Copy each line in the data that includes the word "index".

- **Records to use**:
⁂

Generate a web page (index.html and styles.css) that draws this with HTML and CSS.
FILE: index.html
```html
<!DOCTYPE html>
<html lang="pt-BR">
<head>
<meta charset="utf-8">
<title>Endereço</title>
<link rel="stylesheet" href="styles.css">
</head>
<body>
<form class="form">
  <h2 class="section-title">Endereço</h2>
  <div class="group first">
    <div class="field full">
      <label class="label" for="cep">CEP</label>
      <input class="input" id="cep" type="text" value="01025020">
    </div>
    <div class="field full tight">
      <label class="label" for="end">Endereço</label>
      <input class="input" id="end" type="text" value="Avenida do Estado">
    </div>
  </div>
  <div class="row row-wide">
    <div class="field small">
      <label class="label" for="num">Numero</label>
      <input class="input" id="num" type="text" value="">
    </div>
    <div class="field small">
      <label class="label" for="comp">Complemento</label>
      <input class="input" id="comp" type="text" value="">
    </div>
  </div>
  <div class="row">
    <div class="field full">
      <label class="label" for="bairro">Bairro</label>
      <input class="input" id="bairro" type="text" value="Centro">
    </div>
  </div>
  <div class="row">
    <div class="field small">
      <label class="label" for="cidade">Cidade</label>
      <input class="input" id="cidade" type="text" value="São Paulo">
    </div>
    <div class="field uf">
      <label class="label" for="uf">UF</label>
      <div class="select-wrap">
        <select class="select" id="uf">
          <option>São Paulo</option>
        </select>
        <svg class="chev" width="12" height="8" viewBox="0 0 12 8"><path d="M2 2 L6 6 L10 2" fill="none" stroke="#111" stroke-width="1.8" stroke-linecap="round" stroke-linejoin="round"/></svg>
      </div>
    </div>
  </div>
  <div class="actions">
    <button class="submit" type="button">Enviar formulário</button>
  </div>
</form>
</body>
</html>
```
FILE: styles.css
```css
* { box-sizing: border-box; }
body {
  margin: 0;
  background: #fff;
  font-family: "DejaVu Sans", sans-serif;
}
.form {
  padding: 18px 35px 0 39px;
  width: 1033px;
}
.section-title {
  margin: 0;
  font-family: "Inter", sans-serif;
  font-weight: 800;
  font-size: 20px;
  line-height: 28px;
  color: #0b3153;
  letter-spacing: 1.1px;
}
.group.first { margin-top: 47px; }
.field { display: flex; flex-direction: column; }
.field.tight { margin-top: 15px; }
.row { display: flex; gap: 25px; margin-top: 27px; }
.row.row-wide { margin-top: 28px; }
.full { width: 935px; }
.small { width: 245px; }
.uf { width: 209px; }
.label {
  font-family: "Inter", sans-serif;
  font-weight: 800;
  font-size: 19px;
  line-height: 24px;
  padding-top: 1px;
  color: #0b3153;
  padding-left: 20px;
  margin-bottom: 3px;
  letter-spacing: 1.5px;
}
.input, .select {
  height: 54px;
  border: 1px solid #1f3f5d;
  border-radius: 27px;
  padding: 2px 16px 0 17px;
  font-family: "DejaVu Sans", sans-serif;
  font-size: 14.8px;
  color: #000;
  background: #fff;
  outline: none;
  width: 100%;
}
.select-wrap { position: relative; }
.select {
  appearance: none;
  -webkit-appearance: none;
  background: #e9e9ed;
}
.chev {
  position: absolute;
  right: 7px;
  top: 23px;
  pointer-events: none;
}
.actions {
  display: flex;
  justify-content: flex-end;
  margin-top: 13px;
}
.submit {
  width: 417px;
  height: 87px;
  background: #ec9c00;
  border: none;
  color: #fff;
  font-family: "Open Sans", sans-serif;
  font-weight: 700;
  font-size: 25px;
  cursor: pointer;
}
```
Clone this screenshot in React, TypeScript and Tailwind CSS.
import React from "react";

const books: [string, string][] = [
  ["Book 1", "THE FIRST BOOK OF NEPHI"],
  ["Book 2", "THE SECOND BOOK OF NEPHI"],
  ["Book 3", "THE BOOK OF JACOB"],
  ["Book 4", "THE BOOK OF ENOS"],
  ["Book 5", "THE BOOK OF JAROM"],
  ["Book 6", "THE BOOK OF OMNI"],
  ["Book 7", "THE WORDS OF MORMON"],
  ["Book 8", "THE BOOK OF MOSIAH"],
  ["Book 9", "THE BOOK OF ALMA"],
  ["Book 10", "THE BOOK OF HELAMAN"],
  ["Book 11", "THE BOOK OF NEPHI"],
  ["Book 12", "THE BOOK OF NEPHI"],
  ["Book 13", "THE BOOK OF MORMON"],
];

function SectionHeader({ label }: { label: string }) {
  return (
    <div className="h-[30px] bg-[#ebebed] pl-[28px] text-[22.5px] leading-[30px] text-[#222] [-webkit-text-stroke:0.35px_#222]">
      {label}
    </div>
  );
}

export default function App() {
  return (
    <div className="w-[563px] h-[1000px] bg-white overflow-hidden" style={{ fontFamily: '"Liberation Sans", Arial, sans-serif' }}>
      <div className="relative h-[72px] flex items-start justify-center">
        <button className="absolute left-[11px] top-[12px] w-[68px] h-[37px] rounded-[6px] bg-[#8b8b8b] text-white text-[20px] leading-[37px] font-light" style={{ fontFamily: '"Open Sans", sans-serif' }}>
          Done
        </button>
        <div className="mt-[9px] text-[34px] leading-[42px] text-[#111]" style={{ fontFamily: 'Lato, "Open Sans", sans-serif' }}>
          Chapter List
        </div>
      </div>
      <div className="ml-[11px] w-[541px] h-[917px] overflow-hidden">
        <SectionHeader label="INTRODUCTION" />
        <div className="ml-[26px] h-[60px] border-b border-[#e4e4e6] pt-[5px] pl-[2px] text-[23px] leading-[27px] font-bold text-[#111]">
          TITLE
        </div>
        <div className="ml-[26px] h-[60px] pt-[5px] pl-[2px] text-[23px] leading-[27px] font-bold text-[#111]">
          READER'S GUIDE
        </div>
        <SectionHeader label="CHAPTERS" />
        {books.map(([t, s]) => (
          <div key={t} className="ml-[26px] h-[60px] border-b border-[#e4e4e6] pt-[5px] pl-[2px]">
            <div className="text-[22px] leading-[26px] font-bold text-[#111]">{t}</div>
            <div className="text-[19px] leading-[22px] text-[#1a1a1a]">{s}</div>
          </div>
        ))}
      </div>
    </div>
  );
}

⁂

- **Correct answer**:
Generate a web page (index.html and styles.css) that draws this with HTML and CSS.
FILE: index.html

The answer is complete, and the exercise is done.